In addition, we have fixed and variable income investments consisting of short-term investments classified as
cash and cash equivalents, which are also affected by changes in market interest rates. As of February 2, 2014,
our investments, made primarily in money market funds, interest-bearing demand deposit accounts and time
deposits, are stated at cost and approximate their fair values.
Foreign Currency Risks
We purchase a significant amount of inventory from vendors outside of the U.S. in transactions that are
denominated in U.S. dollars. Approximately 2% of our international purchase transactions are in currencies other
than the U.S. dollar, primarily the euro. Any currency risks related to these international purchase transactions
were not significant to us during fiscal 2013 or fiscal 2012. Since we pay for the majority of our international
purchases in U.S. dollars, however, a decline in the U.S. dollar relative to other foreign currencies would subject
us to risks associated with increased purchasing costs from our vendors in their effort to offset any lost profits
associated with any currency devaluation.
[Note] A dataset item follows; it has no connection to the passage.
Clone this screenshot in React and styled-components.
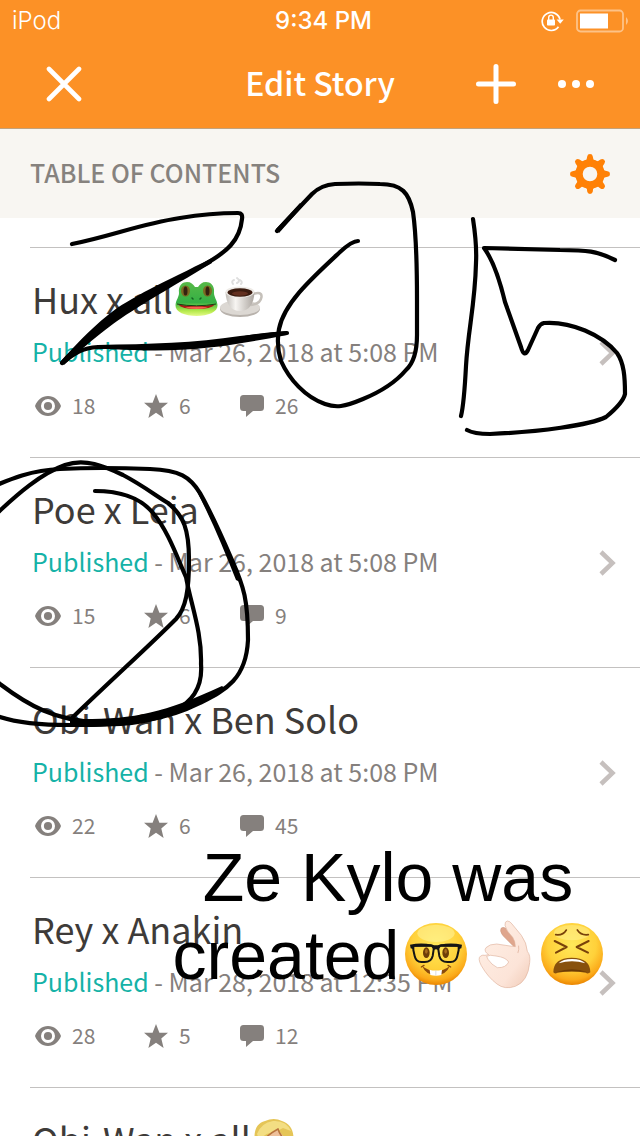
import React from 'react';
import styled, { createGlobalStyle } from 'styled-components';

const GlobalStyle = createGlobalStyle`
  * {
    box-sizing: border-box;
  }

  body {
    margin: 0;
    background: #fff;
    font-family: "Noto Sans CJK SC", "Noto Sans", sans-serif;
  }
`;

const Screen = styled.div`
  position: relative;
  height: 100vh;
  overflow: hidden;
`;

const Header = styled.header`
  background: #fc9126;
  border-bottom: 1px solid #c2a27c;
  color: #fff;
`;

const StatusBar = styled.div`
  display: grid;
  grid-template-columns: 1fr auto 1fr;
  align-items: center;
  height: 40px;
  padding: 0 11px 0 12px;
  font-family: "Inter", sans-serif;
  font-size: 24px;
  line-height: 42px;
`;

const Carrier = styled.span`
  font-weight: 300;
`;

const Clock = styled.span`
  padding-left: 6px;
  font-weight: 500;
`;

const StatusIcons = styled.div`
  display: flex;
  justify-content: flex-end;
  align-items: center;
  gap: 12px;
`;

const NavBar = styled.nav`
  display: grid;
  grid-template-columns: 1fr auto 1fr;
  align-items: center;
  height: 88px;
  padding: 0 24px;
`;

const NavTitle = styled.h1`
  margin: 0;
  padding-bottom: 4px;
  font-size: 32px;
  line-height: 44px;
  font-weight: 500;
`;

const NavActions = styled.div`
  display: flex;
  justify-content: ${(props) => (props.$end ? 'flex-end' : 'flex-start')};
`;

const IconButton = styled.button`
  display: flex;
  align-items: center;
  justify-content: center;
  width: ${(props) => props.$width || 80}px;
  height: 80px;
  padding: 0;
  border: 0;
  background: none;
  color: inherit;
  cursor: pointer;
`;

const SectionBar = styled.div`
  display: flex;
  align-items: center;
  justify-content: space-between;
  height: 89px;
  padding: 0 30px;
  background: #f8f6f2;
  color: #ff8106;
`;

const SectionTitle = styled.h2`
  margin: 0;
  padding-bottom: 3px;
  color: #86827e;
  font-size: 25px;
  line-height: 36px;
  font-weight: 500;
`;

const ChapterList = styled.ul`
  margin: 0;
  padding: 29px 0 0 30px;
  list-style: none;
`;

const ChapterLink = styled.a`
  display: flex;
  align-items: center;
  padding: 0 24px 0 2px;
  border-top: 1px solid #c3c1c0;
  color: #85807d;
  text-decoration: none;
`;

const ChapterBody = styled.div`
  flex: 1;
  padding: 26px 0 38px;
`;

const ChapterTitle = styled.h3`
  display: flex;
  align-items: center;
  gap: 2px;
  margin: 0 0 12px;
  color: #3e3b39;
  font-size: 36px;
  line-height: 48px;
  font-weight: 400;
`;

const ChapterStatus = styled.p`
  margin: 0 0 25px;
  font-size: 25px;
  line-height: 34px;
  font-weight: 400;
`;

const Published = styled.span`
  color: #15b2a7;
`;

const Stats = styled.div`
  display: grid;
  grid-template-columns: 109px 96px auto;
  padding-left: 3px;
  font-size: 21px;
  line-height: 24px;
  font-weight: 400;
`;

const Stat = styled.span`
  display: flex;
  align-items: center;
  gap: 11px;
  height: 26px;
`;

const Count = styled.span`
  padding-bottom: 2px;
`;

const Scribble = styled.svg`
  position: absolute;
  top: 0;
  left: 0;
  pointer-events: none;
`;

const Caption = styled.p`
  position: absolute;
  top: 838px;
  left: 136px;
  right: 0;
  margin: 0;
  color: #000;
  font-family: "Liberation Sans", Arial, sans-serif;
  font-size: 68px;
  line-height: 78px;
  text-align: center;
  pointer-events: none;
`;

const CaptionEmoji = styled.svg`
  width: 62px;
  height: 64px;
  margin-left: 6px;
  overflow: visible;
  vertical-align: -7px;
`;

function LockIcon() {
  return (
    <svg width="23" height="22" viewBox="0 0 23 22" fill="none">
      <path d="M17.5 16.8A9 9 0 1 1 19 9.5" stroke="#fff" strokeWidth="1.7" />
      <path d="M15.6 9.5h7.2l-3.6 4.3z" fill="#fff" />
      <rect x="6" y="9.5" width="8" height="6" rx="0.8" fill="#fff" />
      <path d="M7.7 10V7.4a2.3 2.3 0 0 1 4.6 0V10" stroke="#fff" strokeWidth="1.4" />
    </svg>
  );
}

function BatteryIcon() {
  return (
    <svg width="53" height="24" viewBox="0 0 53 24" fill="none">
      <rect x="1" y="1.5" width="46" height="21" rx="3.5" stroke="#fff" strokeOpacity="0.45" strokeWidth="1.8" />
      <rect x="4" y="4.5" width="28" height="15" fill="#fff" />
      <path d="M50 8q4 4 0 8z" fill="#fff" fillOpacity="0.45" />
    </svg>
  );
}

function CloseIcon() {
  return (
    <svg width="36" height="36" viewBox="0 0 36 36" stroke="#fff" strokeWidth="4.6" strokeLinecap="round">
      <path d="M3 3l30 30M33 3L3 33" />
    </svg>
  );
}

function PlusIcon() {
  return (
    <svg width="40" height="40" viewBox="0 0 40 40" stroke="#fff" strokeWidth="5" strokeLinecap="round">
      <path d="M20 2.5v35M2.5 20h35" />
    </svg>
  );
}

function MoreIcon() {
  return (
    <svg width="36" height="8" viewBox="0 0 36 8" fill="#fff">
      <circle cx="4" cy="4" r="4" />
      <circle cx="18" cy="4" r="4" />
      <circle cx="32" cy="4" r="4" />
    </svg>
  );
}

function GearIcon() {
  return (
    <svg width="40" height="40" viewBox="0 0 40 40">
      <circle cx="20" cy="20" r="11" fill="none" stroke="currentColor" strokeWidth="7.4" />
      {[0, 45, 90, 135, 180, 225, 270, 315].map((angle) => (
        <path
          key={angle}
          d="M15 7.5Q17 6 17.2 2.4Q17.5 0 20 0Q22.5 0 22.8 2.4Q23 6 25 7.5z"
          fill="currentColor"
          transform={`rotate(${angle} 20 20)`}
        />
      ))}
    </svg>
  );
}

function EyeIcon() {
  return (
    <svg width="26" height="20" viewBox="0 0 26 20" fill="currentColor">
      <path
        fillRule="evenodd"
        d="M13 0C7 0 2.2 4 0 10c2.2 6 7 10 13 10s10.8-4 13-10C23.8 4 19 0 13 0zm0 3a7 7 0 1 1 0 14 7 7 0 0 1 0-14z"
      />
      <circle cx="13" cy="10" r="4.1" />
    </svg>
  );
}

function StarIcon() {
  return (
    <svg width="24" height="24" viewBox="0 0 24 24" fill="currentColor">
      <path d="M12 0l3.4 8.7 8.6.1-6.7 5.7L19.6 24 12 18.7 4.4 24l2.3-9.5L0 8.8l8.6-.1z" />
    </svg>
  );
}

function CommentIcon() {
  return (
    <svg width="24" height="22" viewBox="0 0 24 22" fill="currentColor">
      <path d="M3.5 0h17A3.5 3.5 0 0 1 24 3.5v9a3.5 3.5 0 0 1-3.5 3.5H13l-7 6v-6H3.5A3.5 3.5 0 0 1 0 12.5v-9A3.5 3.5 0 0 1 3.5 0z" />
    </svg>
  );
}

function ChevronIcon() {
  return (
    <svg width="17" height="26" viewBox="0 0 17 26" fill="none" stroke="#c6c0be" strokeWidth="4.5">
      <path d="M2 2l11.5 11L2 24" />
    </svg>
  );
}

function FrogEmoji() {
  return (
    <svg width="43" height="40" viewBox="0 -3 43 40" role="img" aria-label="frog">
      <defs>
        <linearGradient id="frog" x1="0" y1="0" x2="0" y2="1">
          <stop offset="0" stopColor="#57b947" />
          <stop offset="0.6" stopColor="#35b045" />
          <stop offset="0.85" stopColor="#b5e94b" />
          <stop offset="1" stopColor="#e4fb8a" />
        </linearGradient>
      </defs>
      <path
        d="M4 12C3 4 8 1 12 1c4 0 6 2 8 5h3c2-3 4-5 8-5 4 0 9 3 8 11 0 4 3 7 3.5 12C43 31 33 35 21.5 35S0 31 .5 24C1 19 4 16 4 12z"
        fill="url(#frog)"
      />
      <ellipse cx="10.5" cy="10" rx="4.5" ry="5.5" fill="#7a6a22" />
      <ellipse cx="32.5" cy="10" rx="4.5" ry="5.5" fill="#7a6a22" />
      <ellipse cx="10.5" cy="10" rx="2" ry="4.5" fill="#35210f" />
      <ellipse cx="32.5" cy="10" rx="2" ry="4.5" fill="#35210f" />
      <path d="M17 17l1 1M26 17l-1 1" stroke="#146322" strokeWidth="1.5" strokeLinecap="round" />
      <path d="M3 23.5q18.5 3 37 0Q36 28 21.5 28T3 23.5z" fill="#a91914" />
      <path d="M10 26.5q11.5-2 23 0-11.5 3-23 0z" fill="#f4614e" />
      <path d="M2 23q19.5 3.5 39 0" fill="none" stroke="#173d12" strokeWidth="1" />
    </svg>
  );
}

function CoffeeEmoji() {
  return (
    <svg width="43" height="44" viewBox="0 0 43 44" role="img" aria-label="coffee">
      <defs>
        <linearGradient id="cup" x1="0" y1="0" x2="1" y2="0">
          <stop offset="0" stopColor="#c1bdb8" />
          <stop offset="0.35" stopColor="#f7f5f2" />
          <stop offset="1" stopColor="#aaa49e" />
        </linearGradient>
      </defs>
      <path
        d="M13 8q-2-3 1-4M17 7q4-2 0-5M21 8q2-2-1-4"
        fill="none"
        stroke="#dedede"
        strokeWidth="2"
        strokeLinecap="round"
      />
      <ellipse cx="20" cy="33" rx="20" ry="8" fill="#b8b2ac" />
      <ellipse cx="20" cy="31.5" rx="20" ry="7.5" fill="#dcd8d3" />
      <path d="M33 18q9-3 8.5 3-1 7-11 8" fill="none" stroke="#c5c0ba" strokeWidth="2.5" />
      <path d="M5.5 16C6 28 11 35 20 35s14-7 14.5-19z" fill="url(#cup)" />
      <ellipse cx="20" cy="16" rx="14.5" ry="5.5" fill="#eeebe7" />
      <ellipse cx="20" cy="16.5" rx="12.5" ry="4.2" fill="#3b1c10" />
      <ellipse cx="20" cy="17.5" rx="8" ry="2.2" fill="#633020" />
    </svg>
  );
}

function BlondEmoji() {
  return (
    <svg width="43" height="40" viewBox="0 0 43 40" role="img" aria-label="blond person">
      <path d="M2 26C0 12 4 5 12 3q9-4 17 0c9 3 13 11 11 23v14H2z" fill="#e5c557" />
      <path d="M4 16Q8 5 20 3q13-1 18 10l-8-3q-6 4-13 5T7 24z" fill="#f3de83" />
      <path d="M9 25Q14 17 24 12q6 4 10 12v16H9z" fill="#eec09a" />
      <path d="M8 25q6-8 17-14 2 7 10 14" fill="none" stroke="#b9743e" strokeWidth="1.5" />
    </svg>
  );
}

function FaceGradient({ id }) {
  return (
    <defs>
      <radialGradient id={id} cx="0.5" cy="0.35" r="0.65">
        <stop offset="0" stopColor="#ffe85a" />
        <stop offset="0.6" stopColor="#ffd13a" />
        <stop offset="0.87" stopColor="#fbaa1a" />
        <stop offset="1" stopColor="#ea8500" />
      </radialGradient>
    </defs>
  );
}

function NerdEmoji() {
  return (
    <CaptionEmoji viewBox="47 66 186 192" role="img" aria-label="nerd face">
      <FaceGradient id="nerd" />
      <circle cx="140" cy="162" r="93" fill="url(#nerd)" />
      <ellipse cx="140" cy="100" rx="56" ry="26" fill="#fff8a8" opacity="0.5" />
      <ellipse cx="111" cy="158" rx="10" ry="16" fill="#6d3d08" />
      <ellipse cx="169" cy="158" rx="10" ry="16" fill="#6d3d08" />
      <ellipse cx="111" cy="154" rx="4" ry="7" fill="#a76a1d" />
      <ellipse cx="169" cy="154" rx="4" ry="7" fill="#a76a1d" />
      <g fill="none" stroke="#151515" strokeWidth="6" strokeLinejoin="round">
        <path d="M72 137L124 136Q134 137 133 148L130 168Q126 186 106 186L96 186Q80 186 76 168L72 150Z" />
        <path d="M208 137L156 136Q146 137 147 148L150 168Q154 186 174 186L184 186Q200 186 204 168L208 150Z" />
      </g>
      <path
        d="M62 134Q96 127 128 134Q140 138 152 134Q184 127 218 134L216 145L209 147L206 140L154 140L146 149Q140 146 134 149L126 140L74 140L71 147L64 145Z"
        fill="#151515"
      />
      <path d="M99 199q41 30 82 0-10 26-41 26t-41-26z" fill="#8a4a0c" />
      <path d="M121 209q18 5 37 0l-2 16q-16 5-33 0z" fill="#fff" />
      <path d="M139.5 211v16" stroke="#c9cbd0" strokeWidth="2" />
      <path d="M96 201l8-5M176 196l8 5" stroke="#8a4a0c" strokeWidth="4" strokeLinecap="round" />
    </CaptionEmoji>
  );
}

function HandEmoji() {
  return (
    <CaptionEmoji viewBox="251 66 186 192" role="img" aria-label="ok hand">
      <defs>
        <linearGradient id="skin" x1="0" y1="0" x2="1" y2="1">
          <stop offset="0" stopColor="#fff0e6" />
          <stop offset="0.7" stopColor="#fce4d8" />
          <stop offset="1" stopColor="#f0cab6" />
        </linearGradient>
      </defs>
      <path
        d="M384 150L340 106Q330 92 336 84Q346 78 356 92L386 132Z"
        fill="#dfa68d"
        stroke="#cf9a80"
        strokeWidth="2"
      />
      <path
        fillRule="evenodd"
        d="M347 76Q346 64 354 63Q362 63 368 72L396 106Q412 128 414 154Q424 166 421 188Q416 244 378 259Q346 270 323 252Q296 232 276 197Q264 174 274 168Q280 164 287 166L298 164Q282 154 290 143Q300 132 322 132L362 138L378 140Q378 124 370 112Q350 92 347 76ZM292 169Q300 163 320 168Q350 172 358 186Q350 204 324 203Q306 194 296 178Z"
        fill="url(#skin)"
        stroke="#dfb49f"
        strokeWidth="2"
      />
      <path d="M388 138q2 10-2 20" fill="none" stroke="#dba993" strokeWidth="2" strokeLinecap="round" />
    </CaptionEmoji>
  );
}

function TiredEmoji() {
  return (
    <CaptionEmoji viewBox="455 66 186 192" role="img" aria-label="tired face">
      <FaceGradient id="tired" />
      <circle cx="548" cy="162" r="93" fill="url(#tired)" />
      <ellipse cx="548" cy="98" rx="54" ry="23" fill="#fff8a8" opacity="0.4" />
      <g fill="none" stroke="#79420a" strokeLinecap="round" strokeLinejoin="round">
        <path d="M499 104q22 3 32-14M597 104q-22 3-33-14" strokeWidth="5" />
        <path d="M496 123l36 18-32 17M598 123l-36 18 34 17" strokeWidth="6" />
      </g>
      <path d="M492 217q0-43 55-44 56 1 56 44-7 6-14 1-42-7-84 0-9 5-13-1z" fill="#88510c" />
      <path d="M508 190q12-13 40-13t40 13q-40-12-80 0z" fill="#fff" />
      <path d="M503 216q45-16 90 0-45-5-90 0z" fill="#6b3a05" />
    </CaptionEmoji>
  );
}

const chapters = [
  { title: 'Hux x all', emoji: [FrogEmoji, CoffeeEmoji], date: 'Mar 26, 2018 at 5:08 PM', views: 18, stars: 6, comments: 26 },
  { title: 'Poe x Leia', date: 'Mar 26, 2018 at 5:08 PM', views: 15, stars: 6, comments: 9 },
  { title: 'Obi-Wan x Ben Solo', date: 'Mar 26, 2018 at 5:08 PM', views: 22, stars: 6, comments: 45 },
  { title: 'Rey x Anakin', date: 'Mar 28, 2018 at 12:35 PM', views: 28, stars: 5, comments: 12 },
  { title: 'Obi-Wan x all', emoji: [BlondEmoji], date: 'Mar 28, 2018 at 12:35 PM', views: 20, stars: 5, comments: 8 },
];

function Chapter({ chapter }) {
  return (
    <li>
      <ChapterLink href="#">
        <ChapterBody>
          <ChapterTitle>
            {chapter.title}
            {(chapter.emoji || []).map((Emoji, i) => (
              <Emoji key={i} />
            ))}
          </ChapterTitle>
          <ChapterStatus>
            <Published>Published</Published> - {chapter.date}
          </ChapterStatus>
          <Stats>
            <Stat>
              <EyeIcon />
              <Count>{chapter.views}</Count>
            </Stat>
            <Stat>
              <StarIcon />
              <Count>{chapter.stars}</Count>
            </Stat>
            <Stat>
              <CommentIcon />
              <Count>{chapter.comments}</Count>
            </Stat>
          </Stats>
        </ChapterBody>
        <ChevronIcon />
      </ChapterLink>
    </li>
  );
}

function Drawing() {
  return (
    <Scribble
      width="640"
      height="1136"
      viewBox="0 0 640 1136"
      fill="none"
      stroke="#000"
      strokeWidth="4.2"
      strokeLinecap="round"
      strokeLinejoin="round"
      aria-hidden="true"
    >
      {/* 2 */}
      <path d="M72 244C112 236 140 224 180 218C204 214 225 213 238 213Q243 213 242 219C240 240 228 252 200 267C165 286 132 302 110 319C90 335 75 350 62 363C75 353 82 348 98 347L150 347C195 347 215 344 240 339Q265 334 287 333" />
      {/* heavier parts of the pen strokes */}
      <g fill="#000" stroke="none">
        <path d="M212 258C165 282 130 297 108 315C88 331 73 348 60 362L64 365C78 352 92 340 113 324C135 308 165 291 212 263Z" />
        <path d="M98 345C150 344 195 343 240 336L287 331L287 335C240 344 200 351 150 350.500C120 350 105 349 98 349Z" />
        <path d="M276 229L300 203L303 206L279 233Z" />
        <path d="M196 485C212 512 222 535 232 557L240 582L236 580C224 550 212 520 196 490Z" />
        <path d="M70 719C130 720 160 715 222 686L226 689C180 716 140 728 70 727Z" />
      </g>
      {/* 0 */}
      <path d="M277 231L312 194Q321 185 335 184Q360 183 380 184C402 184 409 193 413 212C417 240 417 270 417 300L417 335Q417 360 406 370C395 383 380 392 363 399C344 407 336 408 325 404C305 397 289 379 281 361Q276 345 279 329C284 303 312 278 340 252Q352 241 358 241" />
      {/* 1 */}
      <path d="M473 219Q477 245 476 263C475 305 468 330 466 366Q464 404 461 416" />
      {/* 5 */}
      <path d="M615 260C597 251 587 250 560 250L484 248C493 260 499 277 505 302L521 347Q524 358 528 350L538 328Q540 324 544 323C571 321 602 335 617 353C624 363 625 377 625 394Q623 403 606 417C590 425 540 432 490 434Q474 434 467 430" />
      {/* circles */}
      <path d="M95 491Q135 491 153 513C169 532 178 560 186 577C191 605 202 632 201 664C203 690 190 702 175 711C150 724 120 725 70 725Q24 725 0 717" />
      <path d="M-10 488C10 479 32 470 60 469Q100 467 150 469C180 470 190 477 200 493C212 514 222 537 232 560C244 587 248 600 248 640C246 680 225 690 200 703C160 723 130 722 95 722C55 720 29 706 0 684L-10 676" />
      <path d="M-10 520C18 493 42 473 65 465C85 458 104 466 123 475C142 485 155 495 168 503C184 516 189 530 189 560C189 590 186 608 176 619C150 645 120 672 73 717" />
    </Scribble>
  );
}

function App() {
  return (
    <Screen>
      <GlobalStyle />
      <Header>
        <StatusBar>
          <Carrier>iPod</Carrier>
          <Clock>9:34 PM</Clock>
          <StatusIcons>
            <LockIcon />
            <BatteryIcon />
          </StatusIcons>
        </StatusBar>
        <NavBar>
          <NavActions>
            <IconButton aria-label="Close">
              <CloseIcon />
            </IconButton>
          </NavActions>
          <NavTitle>Edit Story</NavTitle>
          <NavActions $end>
            <IconButton aria-label="Add">
              <PlusIcon />
            </IconButton>
            <IconButton aria-label="More">
              <MoreIcon />
            </IconButton>
          </NavActions>
        </NavBar>
      </Header>

      <SectionBar>
        <SectionTitle>TABLE OF CONTENTS</SectionTitle>
        <IconButton $width={40} aria-label="Settings">
          <GearIcon />
        </IconButton>
      </SectionBar>

      <ChapterList>
        {chapters.map((chapter) => (
          <Chapter key={chapter.title} chapter={chapter} />
        ))}
      </ChapterList>

      <Drawing />

      <Caption>
        Ze Kylo was
        <br />
        created
        <NerdEmoji />
        <HandEmoji />
        <TiredEmoji />
      </Caption>
    </Screen>
  );
}

export default App;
We cannot predict with certainty the effect these increased costs may
have on our financial statements or results of operations.
In addition, our retail stores in Canada, Australia and the United Kingdom, and operations throughout Asia and
Europe, expose us to market risk associated with foreign currency exchange rate fluctuations. Substantially all of
our purchases and sales are denominated in U.S. dollars, which limits our exposure to this risk. While the impact
of foreign currency exchange rate fluctuations was not significant in fiscal 2013, as we continue to expand
globally, the foreign currency exchange risk related to the transactions of our foreign subsidiaries will increase.
To mitigate this risk, beginning in April 2013, we began hedging a portion of our foreign currency exposure with
foreign currency forward contracts in accordance with our risk management policies (see Note M to our
Consolidated Financial Statements).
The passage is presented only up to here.